After telling my brother that his infant looked “dumb when he's crying”, she informed us that Dave the Slave would be stopping by, and asked what the nearest cross street was. I was in near-tears from suppressed laughter by then, watching my brother try to handle this situation with diplomacy and tact. He has the sweet earnestness of a new father, the wide-eye nervousness that accompanies those first few months of parenthood when you think everything has to be just so for your kid. When you're acutely aware that you are now responsible for the spiritual growth and development of a whole human being, so you better get your role model shit together, fast.

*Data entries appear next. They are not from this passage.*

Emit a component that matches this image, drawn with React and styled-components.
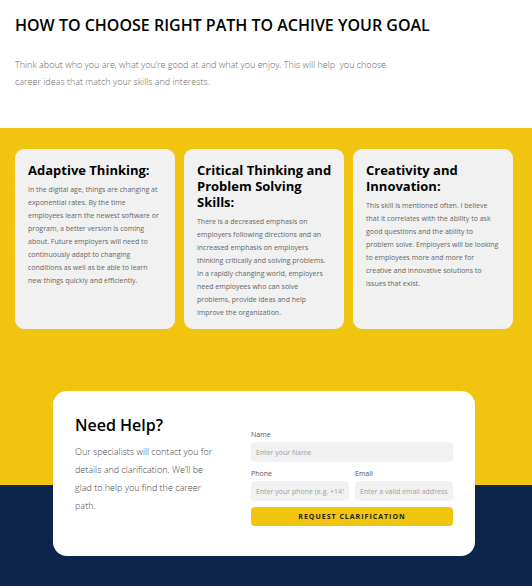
import React from "react";
import styled, { createGlobalStyle } from "styled-components";

const GlobalStyle = createGlobalStyle`
  *, *::before, *::after { box-sizing: border-box; }
  body {
    margin: 0;
    background: #0d254a;
    color: #000000;
    font-family: "Open Sans", "Noto Sans", sans-serif;
  }
  h1, h2, h3, p { margin: 0; }
`;

const Intro = styled.header`
  padding: 13px 15px 38px;
  background: #ffffff;
`;

const PageTitle = styled.h1`
  font-size: 16px;
  line-height: 24px;
  font-weight: 600;
`;

const Lead = styled.p`
  max-width: 385px;
  margin-top: 19px;
  color: #666666;
  font-size: 9px;
  line-height: 17px;
  font-weight: 300;
  white-space: pre-wrap;
`;

const Skills = styled.section`
  display: grid;
  grid-template-columns: repeat(3, 1fr);
  gap: 9px;
  padding: 21px 19px 156px 15px;
  background: #f1c40f;
`;

const SkillCard = styled.article`
  min-height: 180px;
  padding: 13px 12px 10px 13px;
  border-radius: 9px;
  background: #f1f1f1;
`;

const SkillTitle = styled.h2`
  font-size: 13px;
  line-height: 16px;
  font-weight: 700;
`;

const SkillText = styled.p`
  margin-top: 5px;
  padding-right: 2px;
  color: #666666;
  font-size: 7px;
  line-height: 13px;
`;

const Help = styled.section`
  display: grid;
  padding: 0 57px 30px 53px;
  background: #0d254a;
`;

const HelpCard = styled.div`
  display: grid;
  grid-template-columns: 145px 1fr;
  gap: 31px;
  margin-top: -94px;
  padding: 22px 22px 30px;
  border-radius: 14px;
  background: #ffffff;
`;

const HelpTitle = styled.h2`
  font-size: 16px;
  line-height: 24px;
  font-weight: 600;
`;

const HelpText = styled.p`
  margin-top: 6px;
  color: #444444;
  font-size: 9px;
  line-height: 18px;
  font-weight: 300;
`;

const Form = styled.form`
  display: grid;
  grid-template-columns: 1fr 1fr;
  gap: 6px;
  padding-top: 16px;
`;

const Field = styled.div`
  grid-column: ${({ $wide }) => ($wide ? "1 / -1" : "auto")};
  min-width: 0;
`;

const Label = styled.label`
  display: block;
  margin-bottom: 1px;
  color: #555555;
  font-size: 7px;
  line-height: 12px;
`;

const Input = styled.input`
  display: block;
  width: 100%;
  height: 20px;
  padding: 0 5px;
  border: 0;
  border-radius: 4px;
  background: #f1f1f1;
  color: #333333;
  font: inherit;
  font-size: 7px;
  &::placeholder { color: #a0a0a0; opacity: 1; }
`;

const SubmitButton = styled.button`
  grid-column: 1 / -1;
  height: 19px;
  padding: 0;
  border: 0;
  border-radius: 4px;
  background: #f1c40f;
  color: #222222;
  font: inherit;
  font-size: 7px;
  font-weight: 700;
  letter-spacing: 1px;
  text-transform: uppercase;
  cursor: pointer;
`;

const skills = [
  {
    title: "Adaptive Thinking:",
    text: "In the digital age, things are changing at exponential rates. By the time employees learn the newest software or program, a better version is coming about. Future employers will need to continuously adapt to changing conditions as well as be able to learn new things quickly and efficiently.",
  },
  {
    title: "Critical Thinking and Problem Solving Skills:",
    text: "There is a decreased emphasis on employers following directions and an increased emphasis on employers thinking critically and solving problems. In a rapidly changing world, employers need employees who can solve problems, provide ideas and help improve the organization.",
  },
  {
    title: "Creativity and Innovation:",
    text: "This skill is mentioned often. I believe that it correlates with the ability to ask good questions and the ability to problem solve. Employers will be looking to employees more and more for creative and innovative solutions to issues that exist.",
  },
];

const fields = [
  { id: "name", label: "Name", type: "text", placeholder: "Enter your Name", wide: true },
  { id: "phone", label: "Phone", type: "tel", placeholder: "Enter your phone (e.g. +14155552675)" },
  { id: "email", label: "Email", type: "email", placeholder: "Enter a valid email address" },
];

export default function App() {
  return (
    <>
      <GlobalStyle />
      <Intro>
        <PageTitle>HOW TO CHOOSE RIGHT PATH TO ACHIVE YOUR GOAL</PageTitle>
        <Lead>
          {"Think about who you are, what you’re good at and what you enjoy. This will help  you choose career ideas that match your skills and interests."}
        </Lead>
      </Intro>
      <Skills>
        {skills.map((skill) => (
          <SkillCard key={skill.title}>
            <SkillTitle>{skill.title}</SkillTitle>
            <SkillText>{skill.text}</SkillText>
          </SkillCard>
        ))}
      </Skills>
      <Help>
        <HelpCard>
          <div>
            <HelpTitle>Need Help?</HelpTitle>
            <HelpText>
              Our specialists will contact you for details and clarification. We’ll be glad to help you find the career path.
            </HelpText>
          </div>
          <Form onSubmit={(event) => event.preventDefault()}>
            {fields.map(({ id, label, type, placeholder, wide }) => (
              <Field key={id} $wide={wide}>
                <Label htmlFor={id}>{label}</Label>
                <Input id={id} name={id} type={type} placeholder={placeholder} />
              </Field>
            ))}
            <SubmitButton type="submit">Request Clarification</SubmitButton>
          </Form>
        </HelpCard>
      </Help>
    </>
  );
}
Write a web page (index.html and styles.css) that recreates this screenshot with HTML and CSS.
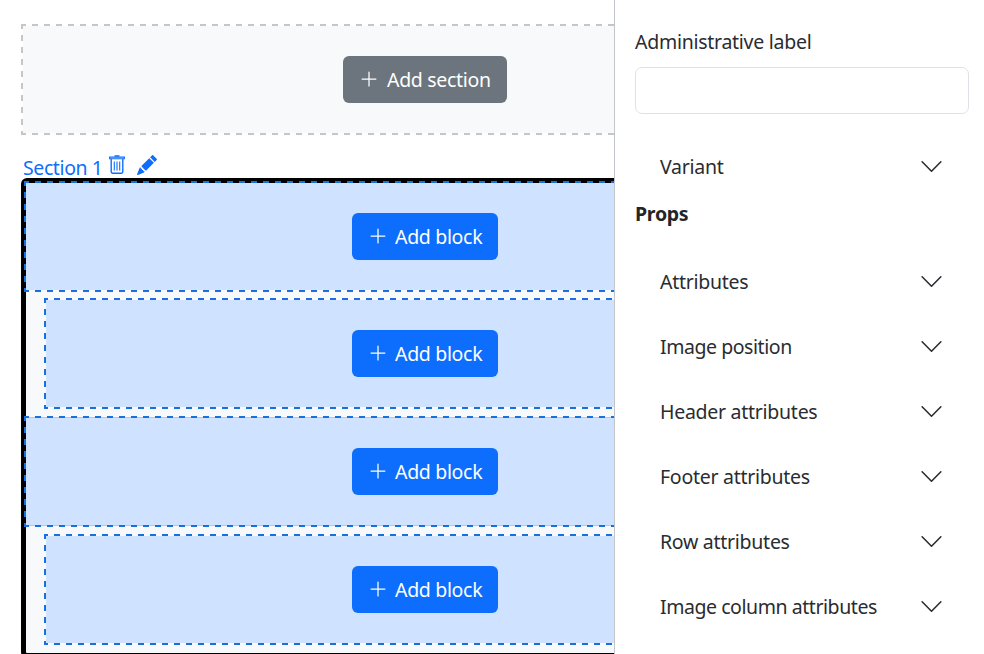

Me, I've been a mom for fucking ever, so I just sit quietly snort-laughing. Ignoring my mother’s silent, glaring reminders to be tolerant and nonjudgmental, her hissed whisper that "there but for the grace of God go you, Emily". I'm not laughing at Destiny. If I've learned anything from this last year, this horrible, humiliating, excruciating year, it's that you never laugh at Destiny. You don't smirk at what the universe is trying to tell you, you don't roll your eyes and come to your own smug conclusions. You don't try to compel your story only towards fortune, doing your sniggering best to ignore kismet as it kicks you in the pants again and again.
I'm not better than Destiny. Not wiser, not smarter. I'm not laughing at her, at her fragile bravado or her exposed underbelly. No. I'm laughing because I know that behind my brother's polite smile, he is dying of the "I told you so's". I know he’s thinking this is EXACTLY what his ex-girlfriend was picturing when she said, “I don’t want your fucked up, weirdo friends around our baby”. I know he's having to swallow his own version of humble pie, and I know, from my own recent experience, how chalky and awful it tastes. For parents, this would surely be a "teachable moment", but I'm his sister, so fuck all of that. I just get to laugh and laugh, because that's what siblings are for, the chortled mockery of our mistakes that somehow lessons their devastation.
At the end of the evening, Matt left, taking Destiny with him. We never did get to meet Dave the Slave.